Monday, November 4, 2019

Why is Dubai trying to put its real estate sector in the reverse gear?

International News
The desert gave Dubai an easy excuse to keep building.
Sprawling for miles in every direction from the dueling skyscrapers on the coast, villa communities have sprung up across the sandy interior, bringing with them schools, hospitals and shopping malls. Where the dunes once spilled into the Persian Gulf, an eight-lane highway now connects the new developments with the established neighborhoods.
But five years into Dubai’s property funk, the emirate’s leadership is drawing the line.
Work on a mega-airport, designed to be one of the world’s biggest, was put on hold. And in the most dramatic U-turn yet, Dubai’s ruler has created a committee, headed by his son, to balance out supply and demand in the property market and ensure that state-owned developers don’t crowd out private builders.Some developers are already holding off on planned projects. Two of Dubai’s homegrown billionaires are now calling for a pause to new development. Khalaf Al Habtoor, who once added 1,600 hotel rooms to the city through one project, said the market is saturated.

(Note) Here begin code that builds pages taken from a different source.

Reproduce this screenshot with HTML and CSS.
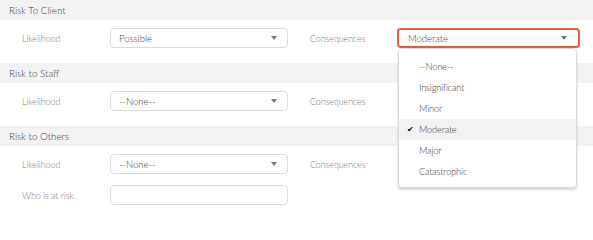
FILE: index.html
```html
<!DOCTYPE html>
<html>
<head>
<meta charset="utf-8">
<link rel="stylesheet" href="styles.css">
</head>
<body>
<section class="sec">
  <div class="sec-head">Risk To Client</div>
  <div class="sec-body">
    <div class="row">
      <span class="lbl">Likelihood</span>
      <div class="select"><span>Possible</span><i class="caret"></i></div>
      <span class="spacer"></span>
      <span class="lbl">Consequences</span>
      <div class="select-wrap">
        <div class="select focus"><span>Moderate</span><i class="caret"></i></div>
        <ul class="menu">
          <li>--None--</li>
          <li>Insignificant</li>
          <li>Minor</li>
          <li class="active"><span class="check">✔</span>Moderate</li>
          <li>Major</li>
          <li>Catastrophic</li>
        </ul>
      </div>
    </div>
  </div>
</section>
<section class="sec">
  <div class="sec-head">Risk to Staff</div>
  <div class="sec-body">
    <div class="row">
      <span class="lbl">Likelihood</span>
      <div class="select"><span>--None--</span><i class="caret"></i></div>
      <span class="spacer"></span>
      <span class="lbl">Consequences</span>
    </div>
  </div>
</section>
<section class="sec">
  <div class="sec-head">Risk to Others</div>
  <div class="sec-body">
    <div class="row">
      <span class="lbl">Likelihood</span>
      <div class="select"><span>--None--</span><i class="caret"></i></div>
      <span class="spacer"></span>
      <span class="lbl">Consequences</span>
    </div>
    <div class="row">
      <span class="lbl">Who is at risk</span>
      <div class="input"></div>
    </div>
  </div>
</section>
</body>
</html>
```

FILE: styles.css
```css
html, body {
  margin: 0;
  padding: 0;
  background: #ffffff;
}
body {
  font-family: Lato, "Open Sans", sans-serif;
  font-weight: 300;
  color: #3e3e3c;
  width: 593px;
  height: 216px;
  overflow: hidden;
}
.sec-head {
  height: 20px;
  line-height: 20px;
  background: #f3f2f2;
  padding-left: 9px;
  font-size: 9.8px;
  color: #3e3e3c;
}
.sec-body {
  padding: 8px 0 15px 22px;
  display: flex;
  flex-direction: column;
  gap: 11px;
}
.row {
  display: grid;
  grid-template-columns: 88px 178px 22px 87px 183px;
  align-items: center;
  height: 20px;
}
.lbl {
  font-size: 8.8px;
  color: #7a7876;
}
.select, .input {
  box-sizing: border-box;
  height: 20px;
  border: 1px solid #dddbda;
  border-radius: 4px;
  background: #fff;
  display: flex;
  align-items: center;
  padding: 0 8px;
  font-size: 9.5px;
  color: #3e3e3c;
  position: relative;
}
.select span { flex: 1; }
.caret {
  width: 0;
  height: 0;
  margin-right: 2px;
  border-left: 3px solid transparent;
  border-right: 3px solid transparent;
  border-top: 4px solid #6a7a96;
}
.select-wrap {
  position: relative;
  height: 20px;
}
.select.focus {
  border: 2px solid #e0603a;
  padding: 0 9px 0 9px;
}
.select-wrap .select { width: 183px; }
.menu {
  position: absolute;
  left: 1px;
  top: 20px;
  width: 179px;
  box-sizing: border-box;
  margin: 0;
  padding: 7px 0 5px 0;
  list-style: none;
  background: #fff;
  border: 1px solid #dddbda;
  border-radius: 4px;
  box-shadow: 0 2px 3px rgba(0,0,0,0.16);
  z-index: 5;
}
.menu li {
  height: 21px;
  line-height: 21px;
  padding-left: 20px;
  font-size: 9.3px;
  letter-spacing: -0.2px;
  color: #3e3e3c;
  position: relative;
}
.menu li.active { background: #f3f2f2; }
.check {
  position: absolute;
  left: 8px;
  top: 0;
  font-size: 8px;
  font-weight: 400;
  color: #080707;
}
```
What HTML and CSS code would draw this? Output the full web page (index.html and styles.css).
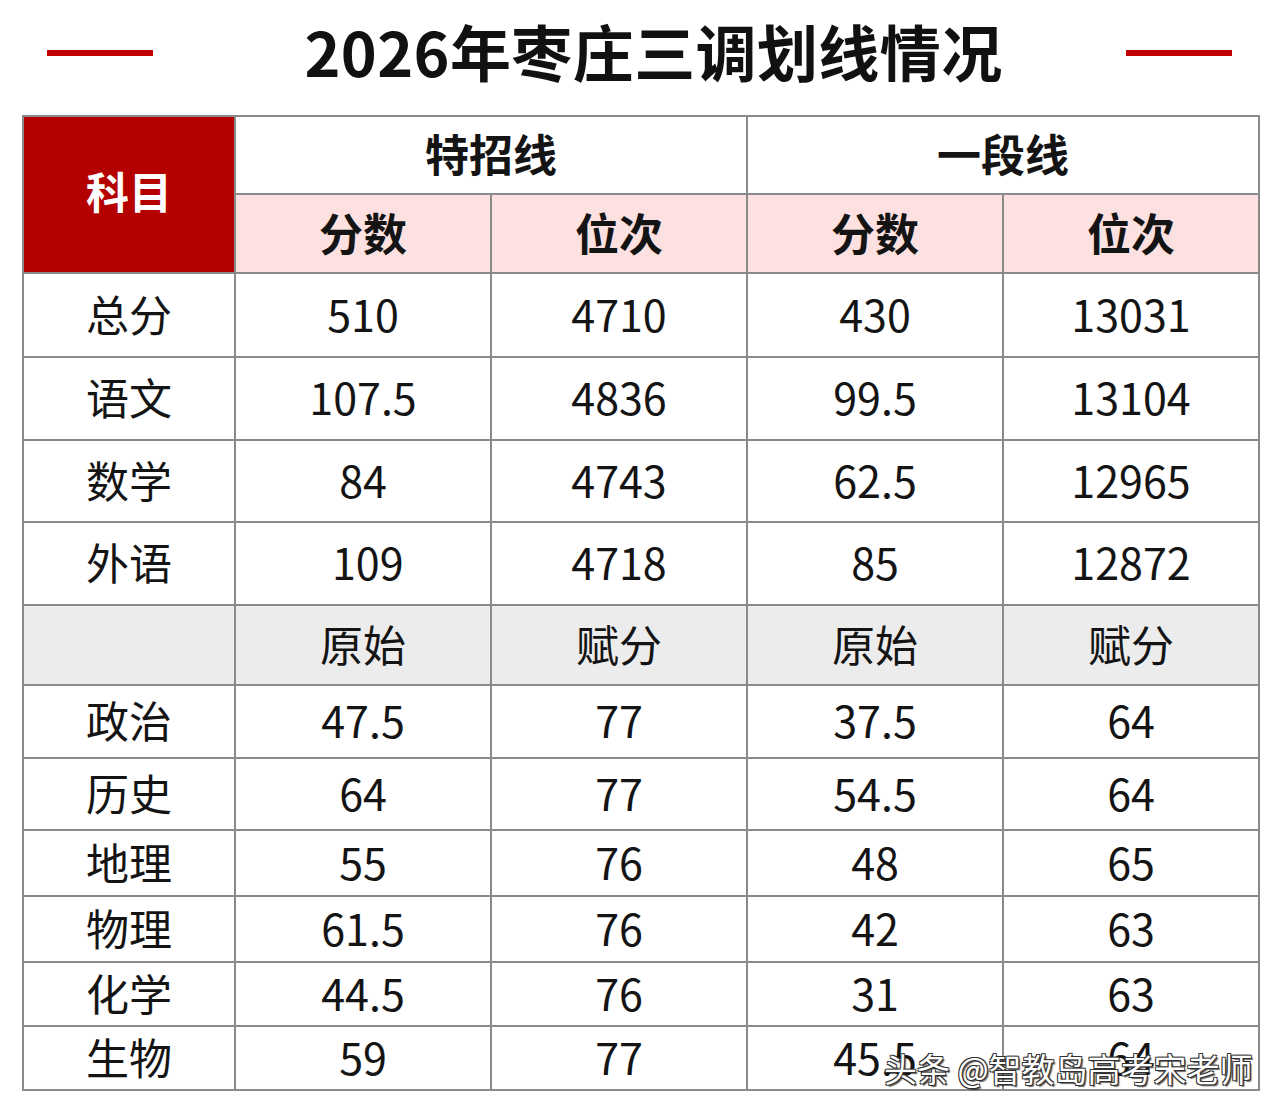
FILE: index.html
```html
<!DOCTYPE html>
<html lang="zh-CN">
<head>
<meta charset="utf-8">
<title>2026年枣庄三调划线情况</title>
<link rel="stylesheet" href="styles.css">
</head>
<body>
<div class="page">
  <header class="title-bar">
    <span class="rule"></span>
    <h1 class="title">2026年枣庄三调划线情况</h1>
    <span class="rule"></span>
  </header>
  <div class="table-wrap">
    <table class="scores">
      <colgroup>
        <col class="c-subj"><col class="c-val"><col class="c-val"><col class="c-val"><col class="c-val">
      </colgroup>
      <thead>
        <tr class="h1">
          <th class="subj-head" rowspan="2">科目</th>
          <th colspan="2" class="group">特招线</th>
          <th colspan="2" class="group">一段线</th>
        </tr>
        <tr class="h2">
          <th class="pink">分数</th><th class="pink">位次</th><th class="pink">分数</th><th class="pink">位次</th>
        </tr>
      </thead>
      <tbody>
        <tr class="r-a"><td>总分</td><td>510</td><td>4710</td><td>430</td><td>13031</td></tr>
        <tr class="r-b"><td>语文</td><td>107.5</td><td>4836</td><td>99.5</td><td>13104</td></tr>
        <tr class="r-c"><td>数学</td><td>84</td><td>4743</td><td>62.5</td><td>12965</td></tr>
        <tr class="r-d"><td>外语</td><td>&nbsp;109</td><td>4718</td><td>85</td><td>12872</td></tr>
        <tr class="r-gray"><td></td><td>原始</td><td>赋分</td><td>原始</td><td>赋分</td></tr>
        <tr class="r-e"><td>政治</td><td>47.5</td><td>77</td><td>37.5</td><td>64</td></tr>
        <tr class="r-f"><td>历史</td><td>64</td><td>77</td><td>54.5</td><td>64</td></tr>
        <tr class="r-g"><td>地理</td><td>55</td><td>76</td><td>48</td><td>65</td></tr>
        <tr class="r-g"><td>物理</td><td>61.5</td><td>76</td><td>42</td><td>63</td></tr>
        <tr class="r-h"><td>化学</td><td>44.5</td><td>76</td><td>31</td><td>63</td></tr>
        <tr class="r-h"><td>生物</td><td>59</td><td>77</td><td>45.5</td><td>64</td></tr>
      </tbody>
    </table>
    <div class="watermark">头条 @智教岛高考宋老师</div>
  </div>
</div>
</body>
</html>
```

FILE: styles.css
```css
html, body {
  margin: 0;
  padding: 0;
  background: #ffffff;
}
body {
  font-family: "Noto Sans CJK SC", "Noto Sans", sans-serif;
  color: #111;
}
.page {
  width: 1280px;
  height: 1113px;
  position: relative;
}
.title-bar {
  height: 115px;
  box-sizing: border-box;
  padding: 0 48px 14px 47px;
  display: flex;
  align-items: center;
  justify-content: space-between;
}
.rule {
  display: block;
  width: 106px;
  height: 6px;
  background: #c00000;
  margin-top: 4px;
}
.title {
  margin: 0 0 0 28px;
  font-size: 61px;
  font-weight: 700;
  letter-spacing: 0.4px;
  color: #111;
  line-height: 1;
}
.table-wrap {
  position: relative;
  margin-left: 22px;
  width: 1235px;
}
.scores {
  border-collapse: collapse;
  table-layout: fixed;
  width: 1235px;
}
.c-subj { width: 212px; }
.c-val { width: 256px; }
.scores th, .scores td {
  border: 2px solid #8a8a8a;
  text-align: center;
  vertical-align: middle;
  padding: 0 0 4px 0;
  font-size: 43px;
  line-height: 1;
  color: #141414;
}
.scores th {
  font-weight: 700;
  font-size: 44px;
}
.scores td {
  font-weight: 400;
}
.subj-head {
  background: #b50000;
  color: #ffffff !important;
  font-size: 43px !important;
  padding-bottom: 8px !important;
}
.group { background: #fff; }
.pink { background: #fde1e1; }
.h1 { height: 78px; }
.h2 { height: 79px; }
.r-a { height: 84px; }
.r-b { height: 83px; }
.r-c { height: 82px; }
.r-d { height: 83px; }
.r-gray { height: 80px; }
.r-gray td { background: #ececec; }
.r-e { height: 73px; }
.r-f { height: 72px; }
.r-g { height: 66px; }
.r-h { height: 64px; }
.watermark {
  position: absolute;
  left: 862px;
  bottom: 6px;
  font-size: 33px;
  line-height: 1;
  color: #ffffff;
  white-space: nowrap;
  text-shadow: 1px 1px 0 #333, -1px -1px 0 #333, 1px -1px 0 #333, -1px 1px 0 #333, 2px 2px 1px rgba(0,0,0,0.6);
}
```
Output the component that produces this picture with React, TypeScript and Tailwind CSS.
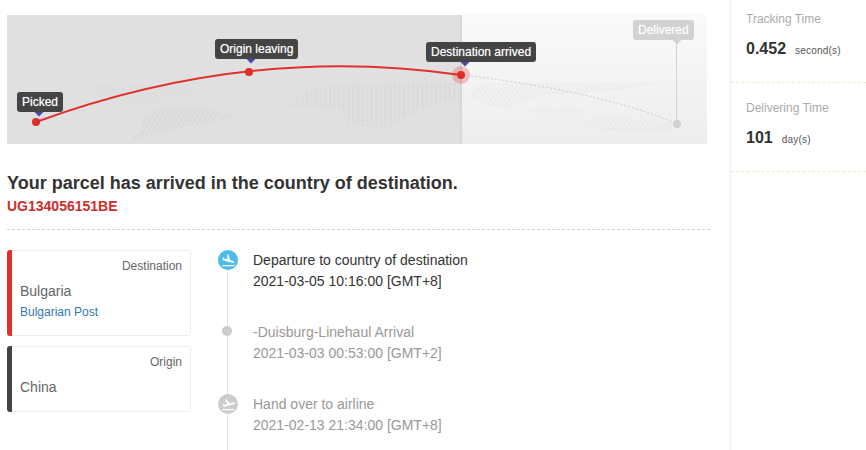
import { MdFlightLand, MdFlightTakeoff } from "react-icons/md";

const font = { fontFamily: '"Liberation Sans", Arial, sans-serif' };

function Tip({ label, cls, pin, bg }: { label: string; cls: string; pin: string; bg: string }) {
  return (
    <div className={`absolute h-5 ${cls}`}>
      <span className={`absolute -bottom-[3px] h-[7px] w-[7px] -translate-x-1/2 rotate-45 ${pin}`} />
      <div className={`relative h-5 rounded-[3px] px-[5px] text-xs leading-5 text-white [text-shadow:0_0_1px_rgba(255,255,255,0.55)] ${bg}`}>
        {label}
      </div>
    </div>
  );
}

function MapArt() {
  return (
    <svg className="absolute inset-0 h-full w-full" viewBox="0 0 700 129" fill="none">
      <defs>
        <pattern id="dk" width="4.5" height="4" patternUnits="userSpaceOnUse" patternTransform="skewX(-30)">
          <rect width="2.4" height="3.4" fill="#d4d4d4" />
        </pattern>
        <pattern id="dk2" width="4.6" height="4" patternUnits="userSpaceOnUse">
          <rect width="2.4" height="3.4" fill="#d5d5d5" />
        </pattern>
        <pattern id="lt" width="4.5" height="4" patternUnits="userSpaceOnUse" patternTransform="skewX(35)">
          <rect width="2.4" height="3.4" fill="#e8e8e8" />
        </pattern>
        <filter id="soft" x="-5%" y="-5%" width="110%" height="110%">
          <feGaussianBlur stdDeviation="0.6" />
        </filter>
      </defs>
      <g filter="url(#soft)">
        <path d="M60 70 L120 69 L210 75 L153 85 L133 93 L96 80Z" fill="url(#dk)" opacity=".35" />
        <path d="M136 102 L153 93 L196 93 L230 102 L203 108 L153 117 L120 128 L135 116Z" fill="url(#dk)" opacity=".6" />
        <path d="M280 92 L300 75 L330 70 L450 68 L450 83 L400 100 L383 113 L340 110 L333 93Z" fill="url(#dk2)" opacity=".6" />
        <path d="M463 80 L473 68 L660 68 L596 77 L533 80 L503 93 L476 90Z" fill="url(#lt)" opacity=".7" />
        <path d="M516 93 L576 93 L576 100 L533 100Z" fill="url(#lt)" opacity=".5" />
        <path d="M570 108 L596 102 L663 107 L666 117 L596 115Z" fill="url(#lt)" opacity=".9" />
      </g>
      <path d="M464 61 C 520 68 610 82 670 109" stroke="#cdcdcd" strokeWidth="1" strokeDasharray="2 2" />
      <path d="M669.5 26 L669.5 109" stroke="#d2d2d2" strokeWidth="1" />
      <path d="M29 107 Q 242.5 29 454 60" stroke="#e0302c" strokeWidth="2" />
      <circle cx="29" cy="107" r="4" fill="#e02b27" />
      <circle cx="242" cy="57" r="4" fill="#e02b27" />
      <circle cx="454" cy="60" r="9" fill="#e02b27" opacity=".25" />
      <circle cx="454" cy="60" r="4" fill="#e02b27" />
      <circle cx="670" cy="109" r="4" fill="#d2d2d2" />
    </svg>
  );
}

function Card({ color, label, country, carrier, h }: { color: string; label: string; country: string; carrier?: string; h: string }) {
  return (
    <div className={`flex w-[184px] overflow-hidden rounded-[3px] ${h}`}>
      <div className={`w-[5px] shrink-0 ${color}`} />
      <div className="flex-1 rounded-r-[3px] border border-l-0 border-[#eeeeee] pt-[7px] pr-2 pl-2 text-[#666666]">
        <div className="text-right text-xs leading-[17px]">{label}</div>
        <div className="mt-[6px] text-sm leading-5">{country}</div>
        {carrier && <div className="mt-[1px] text-xs leading-[20px] text-[#337ab7]">{carrier}</div>}
      </div>
    </div>
  );
}

function Step({ icon, title, time, active }: { icon: React.ReactNode; title: string; time: string; active?: boolean }) {
  return (
    <div className="flex h-[72px] gap-[15px]">
      <div className="relative w-5 shrink-0">
        <div className="absolute top-0 bottom-0 left-[9px] w-px bg-[#e2e2e2]" />
        <div className="relative">{icon}</div>
      </div>
      <div className={`text-sm leading-[21px] ${active ? "text-[#333333]" : "text-[#999999]"}`}>
        <div>{title}</div>
        <div>{time}</div>
      </div>
    </div>
  );
}

function Stat({ label, value, unit }: { label: string; value: string; unit: string }) {
  return (
    <div className="h-[71px] border-b border-dashed border-[#ebebc4] pl-[15px]">
      <div className="text-xs leading-[14px] text-[#aaaaaa]">{label}</div>
      <div className="mt-[13px] flex items-baseline text-[#333333]">
        <span className="text-base font-bold leading-[20px]">{value}</span>
        <span className="ml-[9px] text-[10px] tracking-[0.2px] text-[#555555]">{unit}</span>
      </div>
    </div>
  );
}

export default function App() {
  return (
    <div className="flex h-[450px] w-[866px] overflow-hidden bg-white" style={font}>
      <main className="w-[730px] shrink-0 pt-[15px] pl-[7px]">
        <div className="relative flex h-[129px] w-[700px] overflow-hidden">
          <div className="w-[455px] bg-[#e0e0e0]" />
          <div className="flex-1 bg-gradient-to-b from-[#fafafa] to-[#ededed] shadow-[-1px_0_2px_rgba(0,0,0,0.08)]" />
          <MapArt />
          <Tip label="Picked" cls="left-[10px] top-[77px]" bg="bg-[#444444]" pin="left-[22px] bg-[#4a4aa8]" />
          <Tip label="Origin leaving" cls="left-[208px] top-[24px]" bg="bg-[#444444]" pin="left-[36px] bg-[#4a4aa8]" />
          <Tip label="Destination arrived" cls="left-[419px] top-[27px]" bg="bg-[#444444]" pin="left-[39px] bg-[#4a4aa8]" />
          <Tip label="Delivered" cls="left-[626px] top-[5px]" bg="bg-[#d2d2d2]" pin="left-[44px] bg-[#d2d2d2]" />
        </div>
        <h1 className="mt-[28px] text-lg font-bold leading-[22px] text-[#333333]">Your parcel has arrived in the country of destination.</h1>
        <div className="mt-[3px] text-sm font-bold leading-[18px] text-[#c9302c]">UG134056151BE</div>
        <div className="mt-[14px] w-[703px] border-t border-dashed border-[#d5d5d5]" />
        <div className="mt-[20px] flex">
          <div className="flex w-[211px] shrink-0 flex-col gap-[10px]">
            <Card color="bg-[#e0302c]" label="Destination" country="Bulgaria" carrier="Bulgarian Post" h="h-[86px]" />
            <Card color="bg-[#444444]" label="Origin" country="China" h="h-[66px]" />
          </div>
          <div className="w-[480px]">
            <Step
              active
              title="Departure to country of destination"
              time="2021-03-05 10:16:00 [GMT+8]"
              icon={<span className="flex h-5 w-5 items-center justify-center rounded-full bg-[#4dbce9] text-white"><MdFlightLand size={15} /></span>}
            />
            <Step
              title="-Duisburg-Linehaul Arrival"
              time="2021-03-03 00:53:00 [GMT+2]"
              icon={<span className="mt-[4px] ml-[4px] block h-[10px] w-[10px] rounded-full bg-[#cccccc]" />}
            />
            <Step
              title="Hand over to airline"
              time="2021-02-13 21:34:00 [GMT+8]"
              icon={<span className="flex h-5 w-5 items-center justify-center rounded-full bg-[#cccccc] text-white"><MdFlightTakeoff size={15} /></span>}
            />
          </div>
        </div>
      </main>
      <aside className="flex-1 border-l border-[#eeeeee] pt-[12px]">
        <Stat label="Tracking Time" value="0.452" unit="second(s)" />
        <div className="mt-[18px]">
          <Stat label="Delivering Time" value="101" unit="day(s)" />
        </div>
      </aside>
    </div>
  );
}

“If this oversupply continues it will be a disaster,” Hussain Sajwani, chairman of Damac Properties PJSC, said in an interview. “The banking system will get affected and that’s something we can’t afford.”
Blame Game
Much of the property glut is of the government’s own making, since it controls some of the emirate’s biggest developers. The state-linked firms, created to speed up construction, used cheap and often free land to compete for buyers. Some paid upfront without waiting for homes to be completed by depositing only 5% of the value.